5. In the 1850 federal census, Ruth's place of birth was given as Washington, D.C. I have not been able to determine why John and Eleanor were in the nation's capitol at this time. The War of 1812 was in it's early stages (the House voted to declare war on England just a few months earlier on June 4, 1812. The Senate followed suit 13 days later) but this probably had little affect on Washington (the British didn't invade Washington until August, 1814). Whatever his reason for being in the District of Columbia, John's stay was probably more than just a visit or he would not have been accompanied by his pregnant wife.
6. The Maryland Gazette [Annapolis], Thursday, Faebruary 3, 1820. Page 3.
7. History of Champaign County, Ohio. Vol II. 1917. pp 804-806. Author and publisher unknown. A copy of this volume is owned by the late Dorothy Stemble Akey. According to this source, John moved his family to Ohio in 1830, however, this information came from John V. Stembel, John's grandson, who wasn't born until 1855.
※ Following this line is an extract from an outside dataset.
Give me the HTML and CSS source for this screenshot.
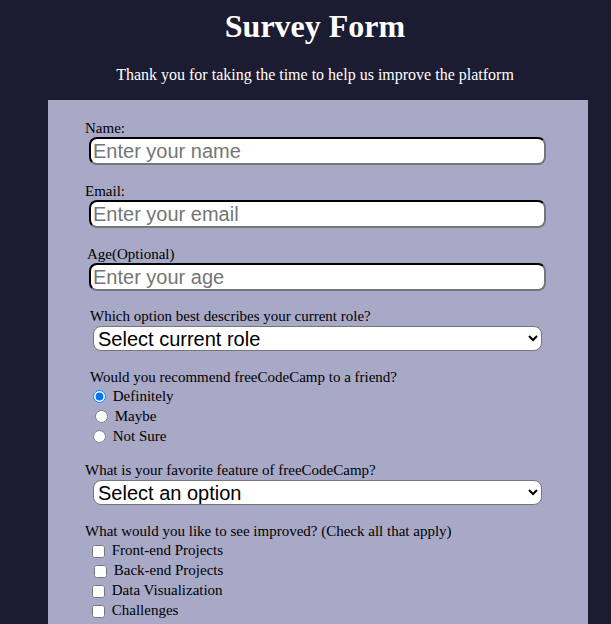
FILE: index.html
```html
<!DOCTYPE html>
<html lang="en">
<head>
<meta charset="utf-8">
<title>Survey Form</title>
<link rel="stylesheet" href="styles.css">
</head>
<body>
<header class="header">
  <h1 class="title">Survey Form</h1>
  <p class="description">Thank you for taking the time to help us improve the platform</p>
</header>
<form class="survey">
  <div class="group">
    <label class="label" for="name">Name:</label>
    <input class="text-input" id="name" type="text" placeholder="Enter your name">
  </div>
  <div class="group">
    <label class="label" for="email">Email:</label>
    <input class="text-input" id="email" type="email" placeholder="Enter your email">
  </div>
  <div class="group">
    <label class="label label-age" for="age">Age(Optional)</label>
    <input class="text-input" id="age" type="number" placeholder="Enter your age">
  </div>
  <div class="group group-select">
    <label class="label label-role" for="role">Which option best describes your current role?</label>
    <select class="dropdown" id="role">
      <option>Select current role</option>
      <option>Student</option>
      <option>Full Time Job</option>
    </select>
  </div>
  <div class="group group-radio">
    <p class="label label-role">Would you recommend freeCodeCamp to a friend?</p>
    <label class="option"><input type="radio" name="rec" checked> Definitely</label>
    <label class="option option-shift"><input type="radio" name="rec"> Maybe</label>
    <label class="option"><input type="radio" name="rec"> Not Sure</label>
  </div>
  <div class="group group-select">
    <label class="label" for="feature">What is your favorite feature of freeCodeCamp?</label>
    <select class="dropdown" id="feature">
      <option>Select an option</option>
      <option>Challenges</option>
      <option>Projects</option>
    </select>
  </div>
  <div class="group group-check">
    <p class="label">What would you like to see improved? (Check all that apply)</p>
    <label class="option"><input type="checkbox"> Front-end Projects</label>
    <label class="option option-shift"><input type="checkbox"> Back-end Projects</label>
    <label class="option"><input type="checkbox"> Data Visualization</label>
    <label class="option"><input type="checkbox"> Challenges</label>
    <label class="option"><input type="checkbox"> Open Source Community</label>
    <label class="option"><input type="checkbox"> Gitter help rooms</label>
  </div>
</form>
</body>
</html>
```

FILE: styles.css
```css
html, body {
  margin: 0;
  padding: 0;
}

body {
  background: #1b1b32;
  font-family: "Liberation Serif", "Times New Roman", serif;
  font-size: 16px;
  color: #000;
}

.header {
  width: 534px;
  margin-left: 48px;
  text-align: center;
  color: #fff;
  padding-top: 8px;
}

.title {
  margin: 0;
  font-size: 32px;
  line-height: 37px;
  font-weight: bold;
}

.description {
  margin: 21px 0 16px;
  font-size: 16px;
  line-height: 18px;
}

.survey {
  width: 540px;
  margin-left: 48px;
  background: #a8a8c7;
  padding: 19px 0 40px 37px;
  box-sizing: border-box;
  font-size: 15px;
}

.group {
  margin-bottom: 17px;
}

.label {
  display: block;
  margin: 0;
  line-height: 18px;
}

.label-age {
  padding-left: 2px;
}

.label-role {
  padding-left: 5px;
}

.text-input {
  display: block;
  box-sizing: border-box;
  width: 457px;
  height: 28px;
  margin: 0 0 0 4px;
  padding: 1px 2px;
  border: 2px inset #767676;
  border-top-color: #1b1b32;
  border-left-color: #1b1b32;
  border-radius: 8px;
  background: #fff;
  font-family: "Liberation Sans", Arial, sans-serif;
  font-size: 20px;
}

.text-input::placeholder {
  color: #757575;
}

.group-select {
  margin-top: -1px;
  margin-bottom: 17px;
}

.dropdown {
  display: block;
  box-sizing: border-box;
  width: 449px;
  height: 25px;
  margin: 1px 0 0 8px;
  border: 1px solid #767676;
  border-radius: 8px;
  background: #fff;
  font-family: "Liberation Sans", Arial, sans-serif;
  font-size: 20px;
  color: #000;
}

.group-radio {
  margin-bottom: 16px;
}

.option {
  display: block;
  height: 20px;
  line-height: 20px;
  padding-left: 3px;
}

.option-shift {
  padding-left: 5px;
}

.option input[type="radio"] {
  margin: 3px 3px 0 5px;
  vertical-align: -2px;
}

.option input[type="checkbox"] {
  margin: 3px 3px 3px 4px;
  vertical-align: -3px;
}
```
8. There is some doubt as to just when John moved his family to Ohio--for he, his wife, and his daughter Ruth all appeared in the Middletown Lutheran Church register in the fall of 1831. I put the date of their move at 1832.
9. History of Champaign County, Ohio. Vol II. 1917. p. 805.
10. History of Champaign County, Ohio, by W. H. Beers, 1881. p.479. (Copy found in the D.A.R. Library, Washington, D.C.).
11. Letter from the late Mary Stembel Davis, dated September 12, 1986. She said shortly before Maria died she sent word to Lafe (Maria's brother, Mary Davis's father) that she wanted to see him. When he got there, she gave him the Hebbard Family Bible and two daguerreotypes of William Cook, her late fianceé.